A Reliability Analysis of Switching Amplifier Concepts for Active Magnetic Bearings

Active magnetic bearings (AMBs) allow a lubricant and friction free support of structures, e.g. rotors. Important advantages of this ecologically friendly technology are that there is no systematical requirement for maintenance as well as the possibility to adjust bearing parameters to various operating conditions. The most significant drawback of AMB-technology is that even a single failure within one sub-assembly may cause a break down of the bearing load capacity. The risk of an unintentional machine standstill combined with the resulting costs is one major reason that the broad industrial acceptance of active magnetic bearings is quite low at the time.
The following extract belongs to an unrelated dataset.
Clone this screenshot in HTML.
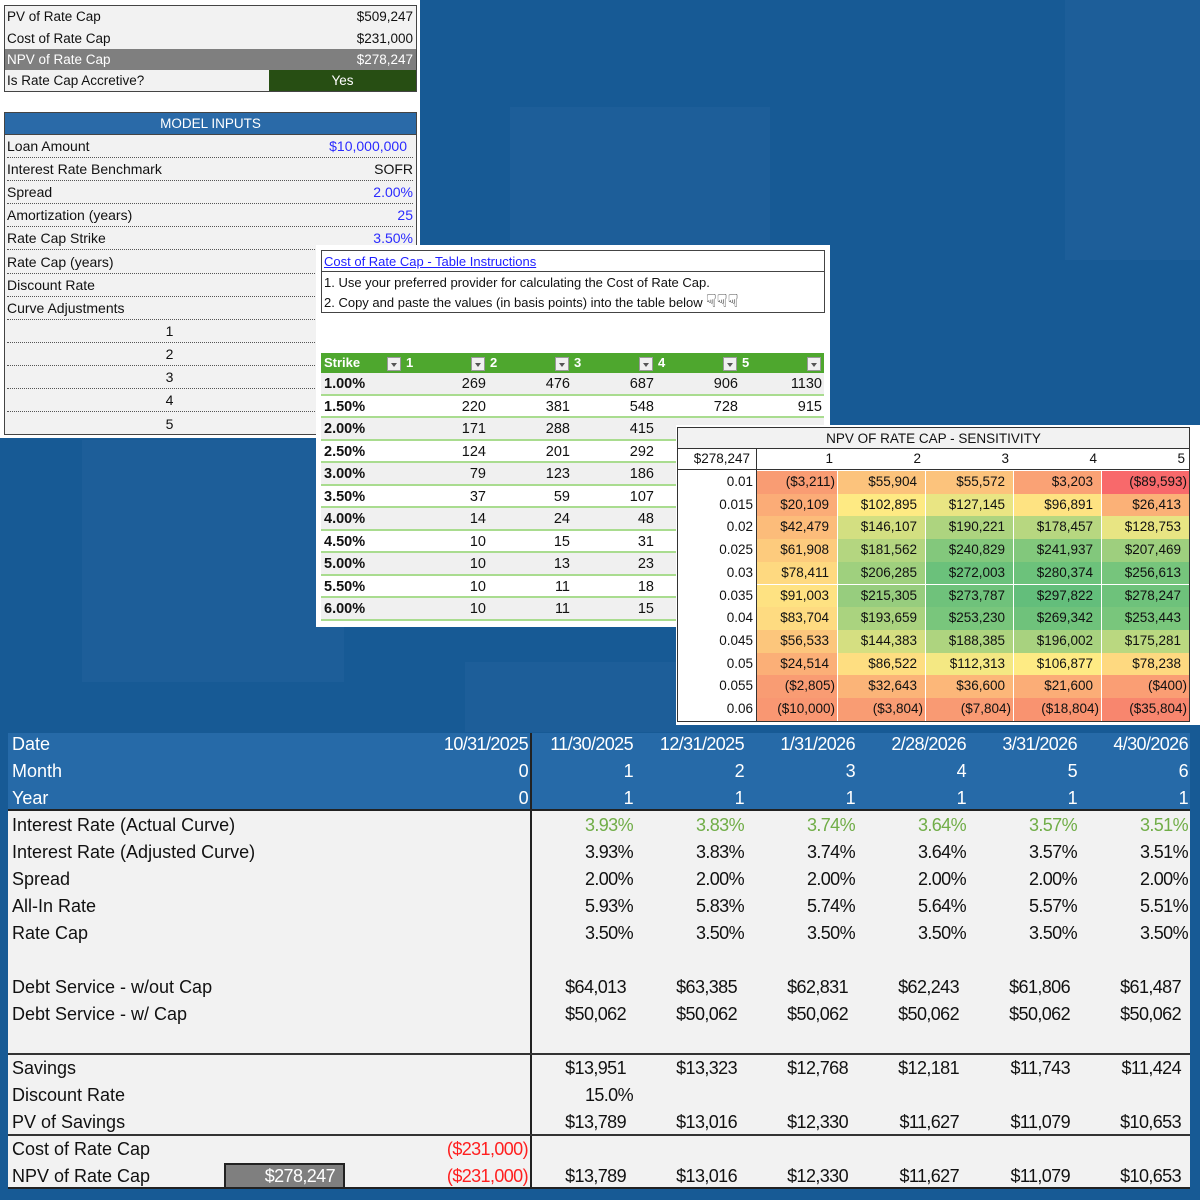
<!DOCTYPE html>
<html><head><meta charset="utf-8"><style>
*{box-sizing:border-box;margin:0;padding:0}
body{width:1200px;height:1200px;background:#175a95;position:relative;overflow:hidden;font-family:"Liberation Sans",sans-serif;color:#111}
.a{position:absolute}
.patch{position:absolute;background:#2a6aa2;opacity:.3}
.row{position:absolute;display:flex;align-items:center;white-space:nowrap}
.c{overflow:hidden;white-space:nowrap}
.r{text-align:right}
.n{letter-spacing:-0.6px}
</style></head><body>
<div class="patch" style="left:82px;top:440px;width:262px;height:242px"></div>
<div class="patch" style="left:465px;top:662px;width:215px;height:70px"></div>
<div class="patch" style="left:510px;top:107px;width:260px;height:260px"></div>
<div class="patch" style="left:1065px;top:0;width:135px;height:260px"></div>

<!-- top-left panel -->
<div class="a" style="left:0;top:0;width:420px;height:438px;background:#fff"></div>
<div class="a" style="left:4px;top:5px;width:413px;height:87px;border:1px solid #444;background:#f2f2f2;font-size:13.5px">
 <div class="row" style="left:2px;top:0;width:406px;height:21px;justify-content:space-between"><span>PV of Rate Cap</span><span>$509,247</span></div>
 <div class="row" style="left:2px;top:21px;width:406px;height:22px;justify-content:space-between"><span>Cost of Rate Cap</span><span>$231,000</span></div>
 <div class="row" style="left:0;top:43px;width:411px;height:21px;background:#7f7f7f;color:#fff;padding:0 3px 0 2px;justify-content:space-between"><span>NPV of Rate Cap</span><span>$278,247</span></div>
 <div class="row" style="left:2px;top:64px;width:260px;height:21px"><span>Is Rate Cap Accretive?</span></div>
 <div class="row" style="left:264px;top:64px;width:147px;height:21px;background:#274e13;color:#fff;justify-content:center">Yes</div>
</div>
<div class="a" style="left:4px;top:112px;width:413px;height:323px;border:1px solid #444;background:#f2f2f2;font-size:14px">
 <div class="row" style="left:0;top:0;width:411px;height:22px;background:#2a6aa8;color:#fff;justify-content:center;font-size:13.5px;border-bottom:1px solid #444">MODEL INPUTS</div>
 <div id="mi"></div>
</div>

<!-- instructions panel -->
<div class="a" style="left:316px;top:245px;width:514px;height:382px;background:#fff"></div>
<div class="a" style="left:321px;top:250px;width:504px;height:63px;border:1px solid #444;font-size:13px">
 <div class="row" style="left:2px;top:0;height:20px;color:#1f1fff;text-decoration:underline">Cost of Rate Cap - Table Instructions</div>
 <div class="a" style="left:0;top:20px;width:502px;border-top:1px solid #444"></div>
 <div class="row" style="left:2px;top:21px;height:20px">1. Use your preferred provider for calculating the Cost of Rate Cap.</div>
 <div class="row" style="left:2px;top:41px;height:20px">2. Copy and paste the values (in basis points) into the table below <span style="font-family:'DejaVu Sans';font-size:18px;margin-left:3px;line-height:18px">☟☟☟</span></div>
</div>
<div class="a" style="left:321px;top:353px;width:503px;height:20px;background:#4ea72e;color:#fff;font-weight:bold;font-size:13px" id="sh"></div>
<div id="st"></div>

<!-- sensitivity -->
<div class="a" style="left:676px;top:425px;width:524px;height:300px;background:#fff"></div>
<div class="a" style="left:677px;top:427px;width:513px;height:295px;border:1px solid #333;font-size:13.5px">
 <div class="row" style="left:0;top:0;width:511px;height:21px;background:#f2f2f2;justify-content:center;border-bottom:1px solid #333">NPV OF RATE CAP - SENSITIVITY</div>
 <div id="sn"></div>
</div>

<!-- bottom table -->
<div class="a" style="left:8px;top:733px;width:1182px;height:456px;background:#f2f2f2;border-bottom:2px solid #222"></div>
<div class="a" style="left:8px;top:733px;width:1182px;height:78px;background:#266aa8;border-bottom:2px solid #222"></div>
<div class="a" style="left:530px;top:733px;width:2px;height:455px;background:#222"></div>
<div class="a" style="left:8px;top:1053px;width:1182px;height:2px;background:#333"></div>
<div class="a" style="left:8px;top:1134px;width:1182px;height:2px;background:#333"></div>
<div class="a n" style="left:224px;top:1163px;width:121px;height:26px;background:#7f7f7f;border:2px solid #222;color:#fff;font-size:18px;text-align:right;padding-right:8px;line-height:22px">$278,247</div>
<div id="bt"></div>

<script>
function el(p,html){document.getElementById(p).insertAdjacentHTML('beforeend',html)}
var mi=[["Loan Amount","$10,000,000","#2b2bff"],["Interest Rate Benchmark","SOFR","#111"],["Spread","2.00%","#2b2bff"],["Amortization (years)","25","#2b2bff"],["Rate Cap Strike","3.50%","#2b2bff"],["Rate Cap (years)","",""],["Discount Rate","",""],["Curve Adjustments","",""],["",""],["",""],["",""],["",""],["",""]];
for(var i=0;i<13;i++){var t=22+i*23.1;var m=mi[i];
 var lbl=i>=8?'<span style="position:absolute;left:0;width:325px;text-align:center">'+(i-7)+'</span>':'<span>'+m[0]+'</span>';
 el('mi','<div class="row" style="left:2px;top:'+t+'px;width:406px;height:23.1px;justify-content:space-between;'+(i<12?'border-bottom:1px dotted #555':'')+'">'+lbl+'<span style="color:'+m[2]+';padding-right:'+(i==0?6:0)+'px">'+m[1]+'</span></div>');}
var arr='<span style="display:inline-block;width:14px;height:14px;background:#f0f0f0;border:1px solid #999;vertical-align:middle;position:relative"><span style="position:absolute;left:3px;top:5px;border-left:3.5px solid transparent;border-right:3.5px solid transparent;border-top:4px solid #555"></span></span>';
el('sh','<span class="a" style="left:3px;top:2px">Strike</span>');
for(var j=0;j<6;j++){var x=66+j*84;el('sh','<span class="a" style="left:'+x+'px;top:2px">'+arr+'</span>'+(j<5?'<span class="a" style="left:'+(x+19)+'px;top:2px">'+(j+1)+'</span>':''));}
var sd=[["1.00%",269,476,687,906,1130],["1.50%",220,381,548,728,915],["2.00%",171,288,415],["2.50%",124,201,292],["3.00%",79,123,186],["3.50%",37,59,107],["4.00%",14,24,48],["4.50%",10,15,31],["5.00%",10,13,23],["5.50%",10,11,18],["6.00%",10,11,15]];
for(var i=0;i<11;i++){var t=373+i*22.5;var h='<div class="a" style="left:321px;top:'+t+'px;width:503px;height:22.5px;background:'+(i%2?'#fff':'#f0f0f0')+';border-bottom:2px solid #a9dc8f;font-size:14.5px"><span class="a" style="left:3px;top:3px;font-weight:bold">'+sd[i][0]+'</span>';
 for(var j=1;j<sd[i].length;j++){h+='<span class="a r" style="left:'+(j*84-84+100)+'px;top:3px;width:65px">'+sd[i][j]+'</span>';}
 el('st',h+'</div>');}
var sc=['1','2','3','4','5'];var cx=[78,159,247,335,423,511];
var h='<div class="a" style="left:0;top:21px;width:511px;height:21px;border-bottom:1px solid #333"><span class="a r" style="left:0;width:72px;top:2px">$278,247</span>';
for(var j=0;j<5;j++)h+='<span class="a r" style="left:'+cx[j]+'px;width:'+(cx[j+1]-cx[j]-4)+'px;top:2px">'+sc[j]+'</span>';
el('sn',h+'</div><div class="a" style="left:78px;top:21px;width:1px;height:272px;background:#333"></div>');
var rl=['0.01','0.015','0.02','0.025','0.03','0.035','0.04','0.045','0.05','0.055','0.06'];
var sv=[["($3,211)","$55,904","$55,572","$3,203","($89,593)"],["$20,109","$102,895","$127,145","$96,891","$26,413"],["$42,479","$146,107","$190,221","$178,457","$128,753"],["$61,908","$181,562","$240,829","$241,937","$207,469"],["$78,411","$206,285","$272,003","$280,374","$256,613"],["$91,003","$215,305","$273,787","$297,822","$278,247"],["$83,704","$193,659","$253,230","$269,342","$253,443"],["$56,533","$144,383","$188,385","$196,002","$175,281"],["$24,514","$86,522","$112,313","$106,877","$78,238"],["($2,805)","$32,643","$36,600","$21,600","($400)"],["($10,000)","($3,804)","($7,804)","($18,804)","($35,804)"]];
var cc=[["#f99c73","#fcc37c","#fcc37c","#faa275","#f8696b"],["#fbac77","#feea83","#e9e583","#fee382","#fbb177"],["#fcbc7a","#d3df81","#add47f","#b7d780","#e8e583"],["#fdcb7d","#b4d680","#83c87c","#82c87c","#9ecf7e"],["#fed980","#9fd07e","#6bc17b","#6cc27b","#76c57c"],["#fee282","#97cd7e","#6fc27b","#63be7b","#6ec27b"],["#fedb81","#aad37f","#79c67c","#6fc27b","#79c67c"],["#fcc67c","#d5df81","#aed47f","#a8d27f","#bad880"],["#fbaf77","#fede81","#f4e883","#feeb84","#fed980"],["#f99c73","#fbb478","#fcb779","#fbad77","#fa9e74"],["#f99772","#f99c73","#f99a73","#f99370","#f8866e"]];
for(var i=0;i<11;i++){var t=43+i*22.7;var h='<span class="a r" style="left:0;width:75px;top:'+(t+3)+'px">'+rl[i]+'</span>';
 for(var j=0;j<5;j++){var w=cx[j+1]-cx[j];var v=sv[i][j];var par=v[0]=='(';
  h+='<div class="a r" style="left:'+(cx[j]+1)+'px;top:'+t+'px;width:'+(w-1)+'px;height:22.7px;background:'+cc[i][j]+';padding:3px '+(par?2:8)+'px 0 0">'+v+'</div>';}
 el('sn',h);}
var cols=[531,642,753,864,975,1086,1197];
function brow(y,label,vals,o){o=o||{};var h='<div class="a" style="left:12px;top:'+y+'px;font-size:18px;color:'+(o.hc||'#111')+'">'+label+'</div>';
 for(var j=0;j<vals.length;j++){if(vals[j]==null)continue;var v=vals[j];var dol=v[0]=='$';var right,left;
  if(j==0){left=300;right=528;}else{left=cols[j-1];right=cols[j]-(dol?16:9);}
  h+='<div class="a r n" style="left:'+left+'px;width:'+(right-left)+'px;top:'+y+'px;font-size:18px;color:'+(o.c&&j>0?o.c:(o.c0&&j==0?o.c0:(o.hc||'#111')))+'">'+v+'</div>';}
 el('bt',h);}
brow(734,'Date',['10/31/2025','11/30/2025','12/31/2025','1/31/2026','2/28/2026','3/31/2026','4/30/2026'],{hc:'#fff'});
brow(761,'Month',['0','1','2','3','4','5','6'],{hc:'#fff'});
brow(788,'Year',['0','1','1','1','1','1','1'],{hc:'#fff'});
brow(815,'Interest Rate (Actual Curve)',[null,'3.93%','3.83%','3.74%','3.64%','3.57%','3.51%'],{c:'#70ad47'});
brow(842,'Interest Rate (Adjusted Curve)',[null,'3.93%','3.83%','3.74%','3.64%','3.57%','3.51%']);
brow(869,'Spread',[null,'2.00%','2.00%','2.00%','2.00%','2.00%','2.00%']);
brow(896,'All-In Rate',[null,'5.93%','5.83%','5.74%','5.64%','5.57%','5.51%']);
brow(923,'Rate Cap',[null,'3.50%','3.50%','3.50%','3.50%','3.50%','3.50%']);
brow(977,'Debt Service - w/out Cap',[null,'$64,013','$63,385','$62,831','$62,243','$61,806','$61,487']);
brow(1004,'Debt Service - w/ Cap',[null,'$50,062','$50,062','$50,062','$50,062','$50,062','$50,062']);
brow(1058,'Savings',[null,'$13,951','$13,323','$12,768','$12,181','$11,743','$11,424']);
brow(1085,'Discount Rate',[null,'15.0%']);
brow(1112,'PV of Savings',[null,'$13,789','$13,016','$12,330','$11,627','$11,079','$10,653']);
brow(1139,'Cost of Rate Cap',['($231,000)'],{c0:'#ff1f1f'});
brow(1166,'NPV of Rate Cap',['($231,000)','$13,789','$13,016','$12,330','$11,627','$11,079','$10,653'],{c0:'#ff1f1f'});
</script>
</body></html>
To increase AMB reliability at reduced costs a new AMB concept has been developed by the authors. It comprises a highly integrated DSP controller and a reliable switching amplifier (RSA) along with a spatial and galvanic isolation between the digital controller and the signal conditioning circuitry from the power units. To investigate the increase in reliability using the RSA instead of standard industrial switching amplifier an analysis of the RSA as well as a comparison with industrial switching amplifier concepts is presented in this paper. Considered are the failure rates of the individual components and sub-circuits, the circuit topologies as well as different maintenance strategies. It is shown that the mean time to failure (MTTF) of the RSA is up to a factor of 21 higher compared with conventional industrial switching amplifier concepts.